▶ **DIRECTION**:
Scan the data beneath this task and copy each line that includes "styles".

-----

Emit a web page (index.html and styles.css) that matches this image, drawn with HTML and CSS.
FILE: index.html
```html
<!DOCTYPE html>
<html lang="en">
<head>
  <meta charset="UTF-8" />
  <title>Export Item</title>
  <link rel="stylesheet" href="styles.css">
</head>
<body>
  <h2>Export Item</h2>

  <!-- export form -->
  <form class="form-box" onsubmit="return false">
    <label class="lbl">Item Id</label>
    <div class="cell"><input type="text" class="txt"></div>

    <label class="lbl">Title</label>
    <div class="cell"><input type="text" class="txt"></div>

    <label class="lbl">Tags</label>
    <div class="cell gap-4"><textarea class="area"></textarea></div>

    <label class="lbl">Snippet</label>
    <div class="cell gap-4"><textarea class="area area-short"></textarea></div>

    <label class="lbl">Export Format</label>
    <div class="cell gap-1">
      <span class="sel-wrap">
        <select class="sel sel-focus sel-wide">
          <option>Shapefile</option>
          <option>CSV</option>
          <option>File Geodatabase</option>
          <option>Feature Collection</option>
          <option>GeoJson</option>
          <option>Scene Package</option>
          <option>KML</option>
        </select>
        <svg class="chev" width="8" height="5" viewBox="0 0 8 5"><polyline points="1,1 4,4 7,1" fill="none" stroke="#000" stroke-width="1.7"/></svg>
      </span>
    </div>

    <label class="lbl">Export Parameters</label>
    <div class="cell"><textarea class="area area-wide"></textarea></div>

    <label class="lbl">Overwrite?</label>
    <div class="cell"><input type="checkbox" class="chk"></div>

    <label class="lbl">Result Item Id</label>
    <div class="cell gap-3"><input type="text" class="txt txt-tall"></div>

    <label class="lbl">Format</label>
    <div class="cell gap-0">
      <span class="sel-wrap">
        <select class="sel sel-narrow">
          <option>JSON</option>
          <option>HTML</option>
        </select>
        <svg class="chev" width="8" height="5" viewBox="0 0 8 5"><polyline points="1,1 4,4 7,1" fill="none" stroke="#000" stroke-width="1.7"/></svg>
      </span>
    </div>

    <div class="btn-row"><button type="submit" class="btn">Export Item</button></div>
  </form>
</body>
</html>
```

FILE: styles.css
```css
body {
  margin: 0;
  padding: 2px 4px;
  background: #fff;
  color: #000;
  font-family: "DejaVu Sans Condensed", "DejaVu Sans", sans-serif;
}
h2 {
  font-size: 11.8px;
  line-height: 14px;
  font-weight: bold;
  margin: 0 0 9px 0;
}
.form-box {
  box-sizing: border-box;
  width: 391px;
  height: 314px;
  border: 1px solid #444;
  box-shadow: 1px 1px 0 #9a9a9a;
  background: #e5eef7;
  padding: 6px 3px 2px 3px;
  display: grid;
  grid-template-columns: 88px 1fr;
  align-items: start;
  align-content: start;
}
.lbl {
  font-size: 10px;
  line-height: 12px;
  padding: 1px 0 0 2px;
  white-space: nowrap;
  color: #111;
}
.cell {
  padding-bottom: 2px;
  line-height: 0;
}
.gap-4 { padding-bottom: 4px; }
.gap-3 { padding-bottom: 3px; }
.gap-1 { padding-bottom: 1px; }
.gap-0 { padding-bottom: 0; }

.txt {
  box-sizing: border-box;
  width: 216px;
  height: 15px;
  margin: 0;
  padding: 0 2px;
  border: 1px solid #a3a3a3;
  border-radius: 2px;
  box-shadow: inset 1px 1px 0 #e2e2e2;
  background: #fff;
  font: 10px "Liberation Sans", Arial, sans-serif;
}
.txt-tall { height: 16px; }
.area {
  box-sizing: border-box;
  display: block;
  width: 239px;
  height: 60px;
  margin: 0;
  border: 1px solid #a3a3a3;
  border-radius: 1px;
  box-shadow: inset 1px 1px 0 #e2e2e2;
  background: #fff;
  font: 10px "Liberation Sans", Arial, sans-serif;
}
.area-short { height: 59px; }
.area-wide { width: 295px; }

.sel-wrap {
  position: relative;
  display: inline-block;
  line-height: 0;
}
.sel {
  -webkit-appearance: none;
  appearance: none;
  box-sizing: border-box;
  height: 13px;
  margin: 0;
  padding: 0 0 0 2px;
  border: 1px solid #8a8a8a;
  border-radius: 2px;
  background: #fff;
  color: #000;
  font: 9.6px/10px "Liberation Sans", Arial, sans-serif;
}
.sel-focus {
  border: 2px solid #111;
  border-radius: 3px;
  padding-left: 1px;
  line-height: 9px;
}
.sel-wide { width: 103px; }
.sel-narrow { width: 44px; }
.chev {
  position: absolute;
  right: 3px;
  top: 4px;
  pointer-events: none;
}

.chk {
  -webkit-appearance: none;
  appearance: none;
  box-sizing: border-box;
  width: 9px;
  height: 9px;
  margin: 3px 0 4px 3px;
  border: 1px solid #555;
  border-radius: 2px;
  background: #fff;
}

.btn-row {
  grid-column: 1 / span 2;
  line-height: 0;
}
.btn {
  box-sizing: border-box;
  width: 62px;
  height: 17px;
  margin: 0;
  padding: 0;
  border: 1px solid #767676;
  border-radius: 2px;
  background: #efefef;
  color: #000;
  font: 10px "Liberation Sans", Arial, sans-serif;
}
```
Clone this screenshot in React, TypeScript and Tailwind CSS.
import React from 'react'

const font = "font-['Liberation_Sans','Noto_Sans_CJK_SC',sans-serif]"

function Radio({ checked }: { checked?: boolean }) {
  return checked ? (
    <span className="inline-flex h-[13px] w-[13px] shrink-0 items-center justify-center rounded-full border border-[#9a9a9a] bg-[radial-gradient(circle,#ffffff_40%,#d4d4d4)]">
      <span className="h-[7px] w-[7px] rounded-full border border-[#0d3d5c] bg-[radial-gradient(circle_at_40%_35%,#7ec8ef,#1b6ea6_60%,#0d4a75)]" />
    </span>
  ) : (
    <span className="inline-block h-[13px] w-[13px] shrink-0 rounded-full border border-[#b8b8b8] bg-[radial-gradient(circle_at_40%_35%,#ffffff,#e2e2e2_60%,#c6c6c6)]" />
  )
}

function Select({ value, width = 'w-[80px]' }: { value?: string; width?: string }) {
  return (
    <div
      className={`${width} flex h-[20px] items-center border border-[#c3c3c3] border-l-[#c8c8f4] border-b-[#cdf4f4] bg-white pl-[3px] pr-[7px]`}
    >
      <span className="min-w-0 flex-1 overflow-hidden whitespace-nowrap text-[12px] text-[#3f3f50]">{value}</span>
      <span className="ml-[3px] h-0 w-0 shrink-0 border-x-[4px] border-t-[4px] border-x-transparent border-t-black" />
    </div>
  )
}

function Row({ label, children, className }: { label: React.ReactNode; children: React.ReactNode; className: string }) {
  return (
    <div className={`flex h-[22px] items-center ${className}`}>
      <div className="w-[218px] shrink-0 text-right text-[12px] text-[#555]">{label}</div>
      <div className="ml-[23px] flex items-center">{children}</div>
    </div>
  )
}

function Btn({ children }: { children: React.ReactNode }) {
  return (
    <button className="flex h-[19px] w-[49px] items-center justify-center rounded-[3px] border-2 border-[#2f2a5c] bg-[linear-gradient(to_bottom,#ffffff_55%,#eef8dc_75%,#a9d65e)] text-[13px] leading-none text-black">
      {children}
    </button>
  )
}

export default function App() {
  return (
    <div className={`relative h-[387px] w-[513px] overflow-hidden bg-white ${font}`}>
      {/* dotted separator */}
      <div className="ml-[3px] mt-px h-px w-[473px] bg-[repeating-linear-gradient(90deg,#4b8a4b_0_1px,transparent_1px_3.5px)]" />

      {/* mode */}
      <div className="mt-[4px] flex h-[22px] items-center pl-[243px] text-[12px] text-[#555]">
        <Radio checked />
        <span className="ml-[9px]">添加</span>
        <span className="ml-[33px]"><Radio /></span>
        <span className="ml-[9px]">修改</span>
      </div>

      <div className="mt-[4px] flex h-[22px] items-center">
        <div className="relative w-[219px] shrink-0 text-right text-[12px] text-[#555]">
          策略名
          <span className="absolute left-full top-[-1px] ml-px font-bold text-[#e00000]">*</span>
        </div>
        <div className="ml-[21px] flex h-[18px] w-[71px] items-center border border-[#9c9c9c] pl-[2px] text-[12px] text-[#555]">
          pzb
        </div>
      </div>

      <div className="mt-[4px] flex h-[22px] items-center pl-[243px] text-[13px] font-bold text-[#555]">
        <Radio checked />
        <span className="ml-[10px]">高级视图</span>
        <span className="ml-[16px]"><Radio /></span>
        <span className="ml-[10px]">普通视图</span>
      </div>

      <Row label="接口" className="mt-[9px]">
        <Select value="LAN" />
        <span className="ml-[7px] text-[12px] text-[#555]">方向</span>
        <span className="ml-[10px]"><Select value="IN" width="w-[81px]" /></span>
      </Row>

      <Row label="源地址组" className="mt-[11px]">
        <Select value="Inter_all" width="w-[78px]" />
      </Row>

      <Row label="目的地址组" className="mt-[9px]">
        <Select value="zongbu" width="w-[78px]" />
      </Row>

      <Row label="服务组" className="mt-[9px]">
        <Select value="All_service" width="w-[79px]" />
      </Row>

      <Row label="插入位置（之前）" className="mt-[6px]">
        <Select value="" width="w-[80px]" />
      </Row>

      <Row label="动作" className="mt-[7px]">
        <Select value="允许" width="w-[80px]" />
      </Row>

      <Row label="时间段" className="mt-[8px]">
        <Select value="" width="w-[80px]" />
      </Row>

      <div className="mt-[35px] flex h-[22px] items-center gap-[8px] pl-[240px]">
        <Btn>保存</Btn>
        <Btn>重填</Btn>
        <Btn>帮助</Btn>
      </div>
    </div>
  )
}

-----

▶ **EXERCISE OUTPUT**:
Emit a web page (index.html and styles.css) that matches this image, drawn with HTML and CSS.
  <link rel="stylesheet" href="styles.css">
FILE: styles.css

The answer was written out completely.